For the second time in her life, my mother had to learn the two-step of a manual transmission; it had been twenty years since she owned a car with a clutch. As for me, I was finally past the stage where the car died every time I tried to shift from first into second. We were ready to go. We had our Auto Club trip-tix and a plan: Eight hours of driving each day, in alternating two-hour shifts.

That put us in St. Louis, Missouri on Thanksgiving night. In a Howard Johnson's motel at nine-thirty in the evening, to be exact. For the first time in my life, I was not at a family Thanksgiving dinner with the usual suspects - sweet potatoes with orange juice and tiny marshmallows, my mom's unsurpassable homemade stuffing, a plump turkey that always defied the twin demons of dryness and greasiness. I was at the Hojo buffet with my mom, and we were the last two guests, to boot. No warm Norman Rockwell scene for us; just dregs in the chafing dishes and a wait-staff impatient to get home.

I was brave enough to have packed up my belongings and the money I'd saved for graduate school, to see what life at a little alternative newspaper in California was like - to spend six weeks without a life plan, until the day I either had to drive back to school to register for classes, or stay put.
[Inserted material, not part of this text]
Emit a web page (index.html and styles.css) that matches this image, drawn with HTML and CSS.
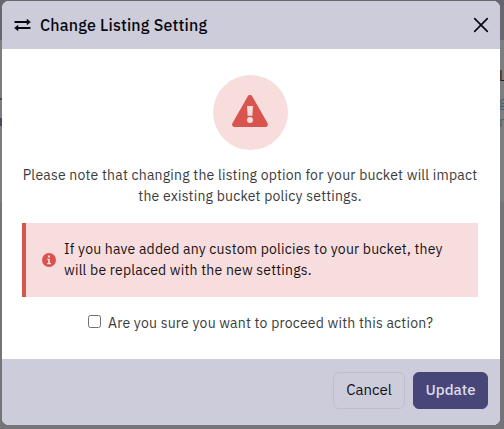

Getting through a non-Thanksgiving Thanksgiving, though, felt like more than I could handle.

And yet my mom - who like my dad had never lived more than a half-city from her parents - did a very good job of faking a great time that night. She acted like it was an adventure, like there was nothing odd about two women whose family life revolved around holiday meals settling in for a nicely ashen slice of turkey breast.

She never complained about the vast flatness of Nebraska. She was polite but firm with the gas station attendant who insisted we really, truly needed an air filter; we didn't start laughing until we had merged onto the freeway without gnashing the gears. The digestive apocalypse that followed our first multi-course Mexican lunch in Albuquerque became the stuff of family legend. And when I insisted that we exit at Santa Barbara Street, which of course bore no connection to the town of the same name, she didn't get angry. Or if she did, it didn't last.

We got back on the freeway, we found Santa Barbara, and the next day I drove her to the airport to return to the Midwest. I never did. The day when I was supposed to leave came and went, and I did not get in my car; the grad school money became a deposit on a tiny house, and we never again lived in the same city. The same state. The same time zone.

She has grandchildren older than I was, then, and her family spans the country, from Atlanta west to the ocean. I know she envies her friends whose kids live nearby, because she's not too much of a saint to say so - and now that my own daughter is eighteen, and we have spent the last week counting the hours until she flew across country for our Thanksgiving, I know why.

But my mom got in the car, because I had someplace I had to go, and she wanted to give me a proper send-off. She never said don't. So it seems appropriate today, however belatedly, to say thanks for that.